Subbases of a Topology Examples 1

# Subbases of a Topology Examples 1

Recall from the Subbases of a Topology page that if $(X, \tau)$ is a topological space then a subset $\mathcal S \subseteq \tau$ is said to be a subbase for the topology $\tau$ if the collection of all finite intersects of sets in $\mathcal S$ forms a base of $\tau$, that is, the following set is a base of $\tau$:

(1)
\begin{align} \quad \mathcal B_S = \{ U_1 \cap U_2 \cap ... \cap U_k : U_1, U_2, ..., U_k \in \mathcal S \} \end{align}

We will now look at some more examples of subbases of topologies.

## Example 1

Consider the set $X = \{ a, b, c, d, e, f \}$ with the topology $\tau = \{ \emptyset, \{ a \}, \{ c, d \}, \{a, c, d \}, \{ b, c, d, e, f \}, X \}$. Show that the subset $S = \{ \{ a \}, \{ a, c, d \}, \{ b, c, d, e, f \} \} \subset \tau$ is a subbase of $\tau$.

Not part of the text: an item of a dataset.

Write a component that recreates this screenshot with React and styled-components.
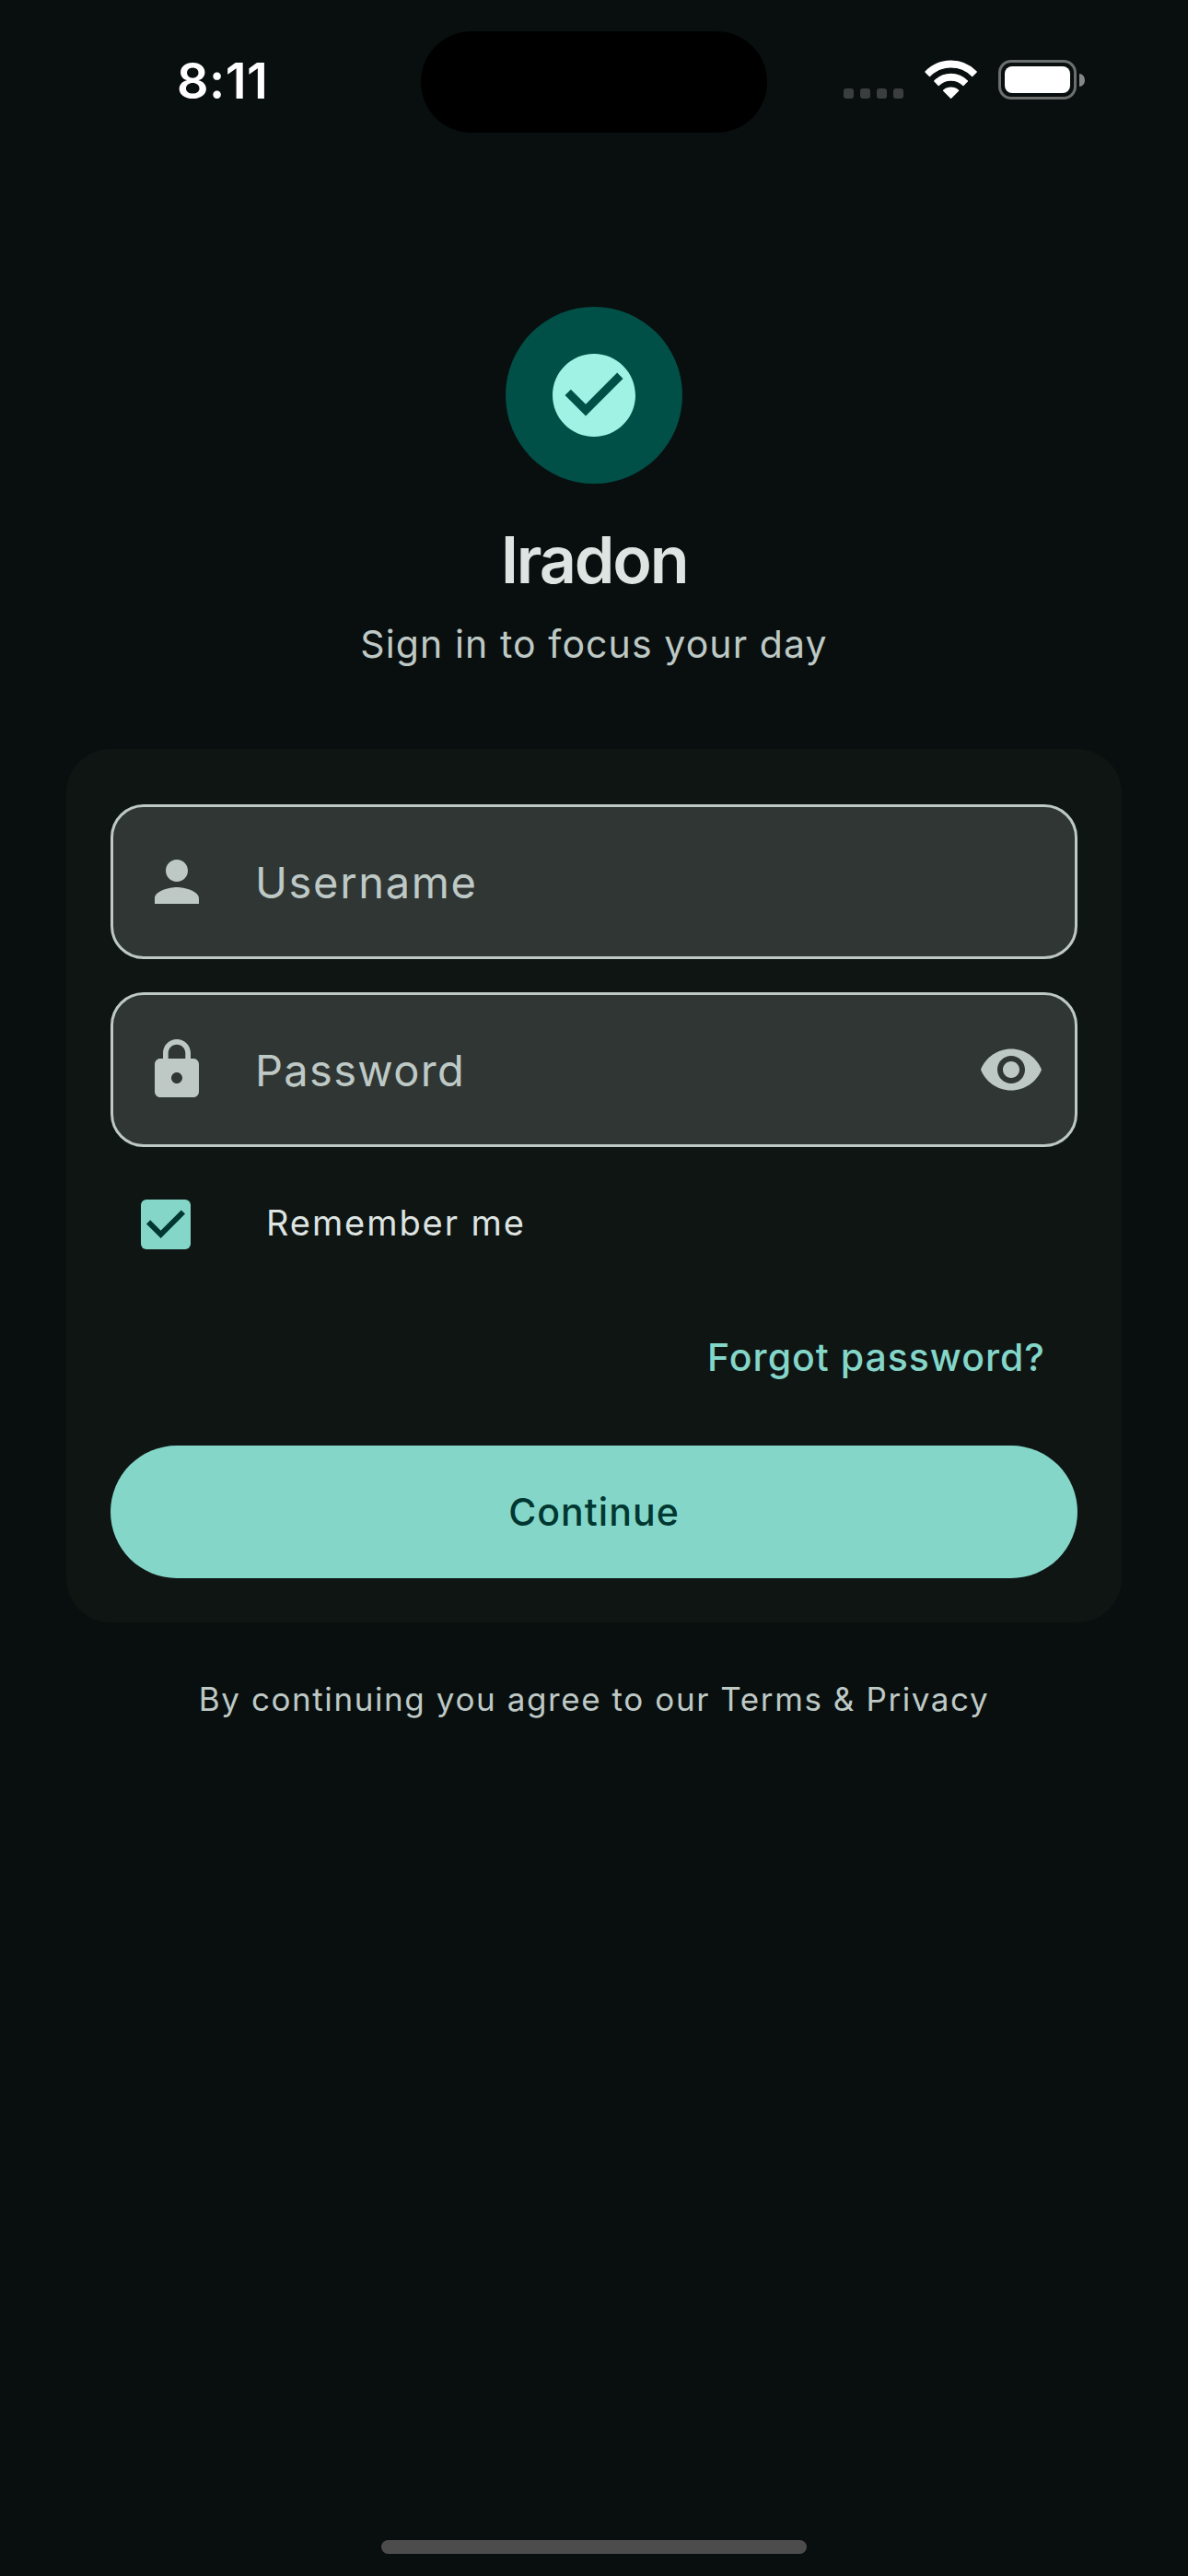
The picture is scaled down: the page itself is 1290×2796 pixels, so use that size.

The collection of all finite intersections of elements from $\mathcal S$ is:

(2)
\begin{align} \quad \mathcal B_S = \{ \emptyset, \{ a \}, \{c, d \}, \{a, c, d \}, \{b, c, d, e, f \} \} \end{align}

Every set in $\tau$ apart from $X$ is a trivial union of elements in $\mathcal B_S$ and $X = \{ a \} \cup \{ b, c, d, e, f \}$, so $\mathcal B_S$ is a base of $\tau$ so $\mathcal S$ is a subbase of $\tau$.

## Example 2

Consider the set $X = \{ a, b, c, d, e \}$ with the topology $\tau = \{ \emptyset, \{ a \}, \{ b \}, \{a, b \}, \{ b, d \}, \{a, b, d \}, \{a, b, c, d \}, X \}$. Show that $\mathcal S = \{ \{ a \}, \{ b \} \{a, b \}, \{ a, b, d \}, \{a, b, c, d \}, X \} \subset \tau$ is not a subbase of $\tau$.

Consider the following set:

(3)
\begin{align} \quad \mathcal S = \{ \{ a \}, \{ b \} \{a, b \}, \{ a, b, d \}, \{a, b, c, d \}, X \} \end{align}

The set of all finite intersects of sets from $S$ is:

(4)
\begin{align} \quad \mathcal B_S = \{ \emptyset, \{ a \}, \{ b \}, \{a, b \}, \{a, b, d \}, \{a, b, c, d \}, X \} \end{align}

All sets except $\{ b, d \}$ can be expressed as trivial intersections. However, $\{ b, d \}$ cannot be expressed as a union of elements from $\mathcal B_S$, so $\mathcal B_S$ is not a base of $\tau$ and hence $S$ is not a subbase of $\tau$.